**The request**
For the entries below, how many lines include the word "this"? Give the figure and nothing more.

::::::

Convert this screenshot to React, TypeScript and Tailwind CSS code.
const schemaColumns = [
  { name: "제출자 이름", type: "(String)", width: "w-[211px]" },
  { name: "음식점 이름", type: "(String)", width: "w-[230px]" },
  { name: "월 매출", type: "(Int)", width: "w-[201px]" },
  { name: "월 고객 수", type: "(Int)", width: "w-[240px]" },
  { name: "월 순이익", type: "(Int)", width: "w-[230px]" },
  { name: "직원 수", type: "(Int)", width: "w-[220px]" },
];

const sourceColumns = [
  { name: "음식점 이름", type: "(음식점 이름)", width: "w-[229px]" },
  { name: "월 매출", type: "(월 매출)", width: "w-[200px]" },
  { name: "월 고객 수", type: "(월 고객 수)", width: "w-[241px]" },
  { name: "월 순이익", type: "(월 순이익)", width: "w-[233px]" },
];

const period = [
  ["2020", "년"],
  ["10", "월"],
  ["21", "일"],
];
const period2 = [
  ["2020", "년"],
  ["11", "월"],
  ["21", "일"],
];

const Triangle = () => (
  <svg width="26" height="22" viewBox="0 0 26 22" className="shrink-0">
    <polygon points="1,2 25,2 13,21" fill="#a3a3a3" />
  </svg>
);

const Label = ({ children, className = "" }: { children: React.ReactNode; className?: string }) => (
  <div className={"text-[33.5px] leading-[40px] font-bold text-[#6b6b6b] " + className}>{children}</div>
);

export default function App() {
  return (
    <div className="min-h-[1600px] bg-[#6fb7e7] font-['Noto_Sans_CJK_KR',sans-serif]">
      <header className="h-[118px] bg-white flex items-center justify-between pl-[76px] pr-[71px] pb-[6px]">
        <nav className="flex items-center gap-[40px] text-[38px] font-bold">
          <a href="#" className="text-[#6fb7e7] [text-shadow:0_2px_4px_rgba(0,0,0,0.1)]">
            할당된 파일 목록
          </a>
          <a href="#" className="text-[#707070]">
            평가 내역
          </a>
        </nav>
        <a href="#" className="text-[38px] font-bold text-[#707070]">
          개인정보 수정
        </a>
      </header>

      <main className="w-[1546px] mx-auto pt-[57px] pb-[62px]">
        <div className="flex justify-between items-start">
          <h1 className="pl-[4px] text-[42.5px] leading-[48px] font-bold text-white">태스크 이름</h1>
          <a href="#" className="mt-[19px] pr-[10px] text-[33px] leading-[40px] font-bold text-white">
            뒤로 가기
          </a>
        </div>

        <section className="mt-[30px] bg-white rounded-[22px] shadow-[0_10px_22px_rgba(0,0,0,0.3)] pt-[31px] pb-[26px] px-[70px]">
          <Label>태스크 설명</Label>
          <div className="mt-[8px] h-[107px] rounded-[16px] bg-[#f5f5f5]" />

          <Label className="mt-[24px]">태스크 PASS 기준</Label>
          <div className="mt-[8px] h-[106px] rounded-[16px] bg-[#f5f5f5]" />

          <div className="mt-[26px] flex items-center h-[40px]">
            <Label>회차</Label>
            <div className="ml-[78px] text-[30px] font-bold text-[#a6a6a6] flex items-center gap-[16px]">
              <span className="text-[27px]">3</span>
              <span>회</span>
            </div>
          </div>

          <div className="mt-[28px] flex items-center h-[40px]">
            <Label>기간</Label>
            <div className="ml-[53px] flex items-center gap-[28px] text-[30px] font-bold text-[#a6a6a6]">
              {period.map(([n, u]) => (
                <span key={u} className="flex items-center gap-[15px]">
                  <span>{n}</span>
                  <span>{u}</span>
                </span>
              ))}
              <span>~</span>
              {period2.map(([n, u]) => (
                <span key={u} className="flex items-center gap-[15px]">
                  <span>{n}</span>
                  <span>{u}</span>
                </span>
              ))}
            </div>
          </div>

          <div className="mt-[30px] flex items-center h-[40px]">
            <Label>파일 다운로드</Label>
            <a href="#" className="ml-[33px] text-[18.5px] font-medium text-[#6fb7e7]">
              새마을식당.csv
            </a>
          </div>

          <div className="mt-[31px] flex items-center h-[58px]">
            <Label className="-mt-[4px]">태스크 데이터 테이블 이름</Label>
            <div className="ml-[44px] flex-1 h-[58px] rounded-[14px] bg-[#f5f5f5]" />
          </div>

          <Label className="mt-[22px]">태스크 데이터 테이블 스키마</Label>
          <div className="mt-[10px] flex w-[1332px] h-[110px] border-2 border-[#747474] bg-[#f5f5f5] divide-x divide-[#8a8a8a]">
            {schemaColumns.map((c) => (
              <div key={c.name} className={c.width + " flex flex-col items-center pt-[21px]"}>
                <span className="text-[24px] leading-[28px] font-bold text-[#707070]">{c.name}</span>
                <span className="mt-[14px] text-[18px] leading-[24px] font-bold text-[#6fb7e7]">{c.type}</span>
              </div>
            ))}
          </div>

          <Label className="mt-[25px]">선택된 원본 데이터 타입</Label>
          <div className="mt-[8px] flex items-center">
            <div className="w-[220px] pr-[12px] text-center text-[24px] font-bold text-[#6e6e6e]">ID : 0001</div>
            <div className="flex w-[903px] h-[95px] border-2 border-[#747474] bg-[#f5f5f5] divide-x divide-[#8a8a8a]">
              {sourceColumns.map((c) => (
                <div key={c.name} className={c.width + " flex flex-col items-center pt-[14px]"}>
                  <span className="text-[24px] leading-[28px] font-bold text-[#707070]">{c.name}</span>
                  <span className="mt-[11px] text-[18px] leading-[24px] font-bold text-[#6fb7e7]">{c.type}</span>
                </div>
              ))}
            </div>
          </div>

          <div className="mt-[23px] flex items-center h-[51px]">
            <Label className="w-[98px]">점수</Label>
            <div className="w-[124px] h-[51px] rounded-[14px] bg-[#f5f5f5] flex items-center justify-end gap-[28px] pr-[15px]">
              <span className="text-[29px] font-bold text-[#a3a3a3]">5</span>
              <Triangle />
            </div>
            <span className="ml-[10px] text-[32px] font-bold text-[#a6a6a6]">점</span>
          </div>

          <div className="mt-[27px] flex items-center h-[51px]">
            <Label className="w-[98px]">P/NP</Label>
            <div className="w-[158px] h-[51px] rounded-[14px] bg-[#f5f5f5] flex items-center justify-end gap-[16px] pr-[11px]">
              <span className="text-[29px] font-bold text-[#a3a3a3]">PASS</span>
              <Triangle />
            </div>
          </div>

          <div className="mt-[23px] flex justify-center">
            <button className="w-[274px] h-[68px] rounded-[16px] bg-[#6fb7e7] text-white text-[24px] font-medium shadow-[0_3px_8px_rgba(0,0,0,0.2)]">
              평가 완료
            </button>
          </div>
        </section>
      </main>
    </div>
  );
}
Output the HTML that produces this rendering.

::::::

**Output below**
2